Any community in the strong sense should be able to positively and substantively answer the following questions:

  1. How is community membership defined? What defines the community’s shared identity?
  2. How and where are social networks between members created and used? (Here we need real interaction, preferably but not exclusively physical, face-to-face interaction.)
  3. What commitments are expected of community members? More particularly, what responsibilities to they have to one another? (Real, meaningful mutual obligation is necessary for community in the strong sense.)
  4. What behavioral norms are expected of the members?
  5. What symbols, rituals, habits or language characterize the community?

Lest it seem like I’m cooking these up to end up with church as the only community in the strong sense, take as examples some subsets of the math community: the community as a whole, the dynamical systems (here, DS) community, the community of my department. On question 1: membership is defined around shared expertise, and the dynamical systems community is more like a community in the strong sense than the math community. For question 2: conferences (the yearly Penn State-Maryland cycle for the DS community), and local seminars, colloquia and afternoon tea for the department. For question 3: writing letters, giving talks, writing reviews for MathSciNet, refereeing journals, attending seminars, answering questions — all more pronounced at the more specific DS level than at the general math community level — and normal department requirements. On 4: cooperation, friendliness, professionalism, participation lightly characterize the DS community and much more heavily the department. And yes, for 5, there are rituals and habits. We all applaud twice after a talk, once when the speaker concludes, once after the question time, prompted by the obligatory “if there are no further questions, let’s thank our speaker again.” A (minor) symbol: no one puts their own name on a theorem; you only self-reference with an initial, M. or perhaps M—. (It’s truly remarkable to me how pervasive this bit of symbolic humility is.) Each department surely has its own little habits, and it’s clear that a common language not shared by the outsider characterizes math as a whole, it’s subfields even more strongly. (Technical language, yes, but other usages as well — ‘community in the strong sense’ is itself somewhat a tongue-in-cheek reference to such language.) These aren’t strongly formative things, but they are definitely indicative of close and initiated involvement in the community.

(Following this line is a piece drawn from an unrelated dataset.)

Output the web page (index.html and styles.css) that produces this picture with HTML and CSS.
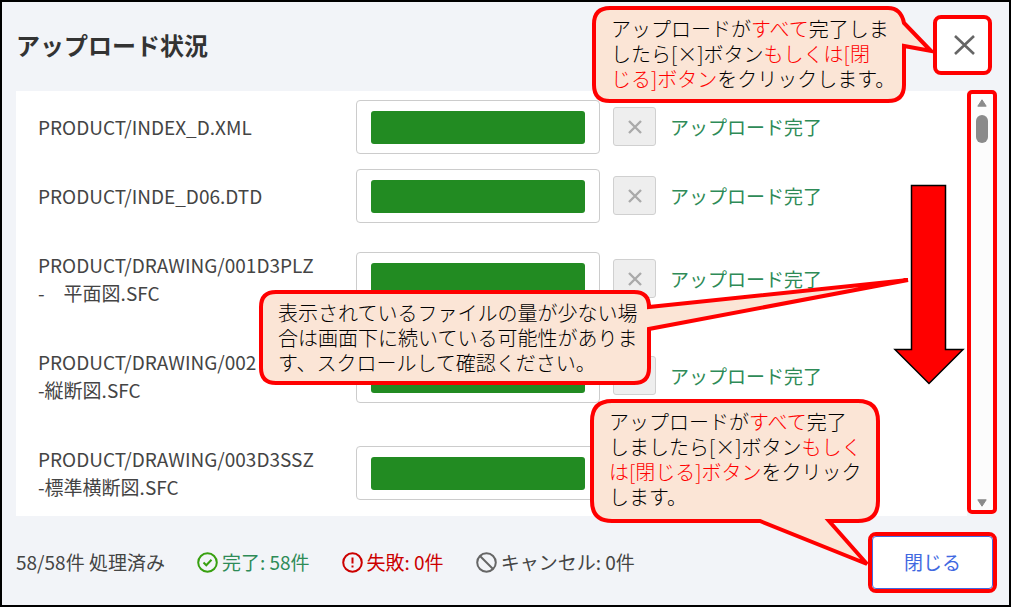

Conclusion: There is probably no such thing as ‘the math community’ in the strong sense as it totally fails on 2 and only answers the rest weakly.  The DS community has a much stronger claim to such a distinction, and a healthy department could very reasonably be community in the strong sense. What abut the faith community? I think there’s even less reason to believe there is a ‘faith community’ in the strong sense than that there is a ‘math community.’ Individual faith traditions, denominations or sub-confessions therein and local congregations could all exhibit community in the strong sense increasingly well. Those of these that I belong to, however, do not always (often?) do so terribly well.

A proposal: the word ‘community’ is very popular in church usage. But in Christianity, where community is not just descriptive of something we like when we have it, but where strong community is constitutive of the faith itself, maybe we should reserve the word only for something more like community in the strong sense, or our attempts to attain it.

3 Responses to “Questions for community”


  1. 1 rosessupposes December 31, 2008 at 7:25 pm

    I really like your idea of a strong community. I think there are many different types of community, and even weak ones can have force (the idea of American, though played out largely in local contexts, still motivates a lot of people to act in certain ways and toward each other in certain ways). I might add to your definition a level of self-definition. Do you, meeting another mathematician, feel a certain kind of camaraderie different from, say, meeting a construction worker? Do you feel a different kind of camaraderie meeting a Christian than someone of indeterminate faith? Do you use different kinds of languages in discussion? Feel safer raising certain kinds of topics? Is there greater comfort meeting someone in your department or in your church than casually meeting a stranger in a public place (like a coffee shop)? I wonder also about how we might rate the communities for ourselves–concentric, cross-pollinating, adjacent, etc. And while some of our communities identify us, I like the idea/action better than “identity” because it contains that important kernel of responsibility.

    I think we could combine this effort with C&Ps desire for us to describe our Edens…maybe we could do a brainstorming session sometime?

  2. 2 ichsteh March 9, 2009 at 8:24 pm

    Sheesh, ya’ll are smart. The main reason I don’t read your blog more often is that I know it will be a chunk of meat requiring serious mastication.
    Stone, I agree that the word community is really vague, and I applaud your attempts to define a “strong community” in concrete measurable ways. But I can’t agree that strong community as you define it is THE church. Because 1 and 2 seem to exclude both a) the deceased (unless you want to talk about cult of the saints, which I am actually starting to be open to) and b) more than one at a time of most of the world’s major Xian denominations, since by and large, on the grassroots and I think in some cases on the official level, their members don’t interact with or make demands on each other. Or even allow non-members to take communion.

    Did ya’ll ever have that brainstorming session?

  3. 3 withastone March 15, 2009 at 4:17 pm

    I’m totally willing to include the communion of saints; reading your post brought that into focus for me. I don’t think (1) needs to exclude either of those groups. As for (2), perhaps we should regard strong community as a subset of church practice. Although I will say I might be inclined to prefer the local, denominational congregation to a really diaphanous notion of church, if forced to choose. (I don’t think we need to, by the way.)

    And, by the way, you’re just the sort of reader I’d like to have for this blog, so stop by more often!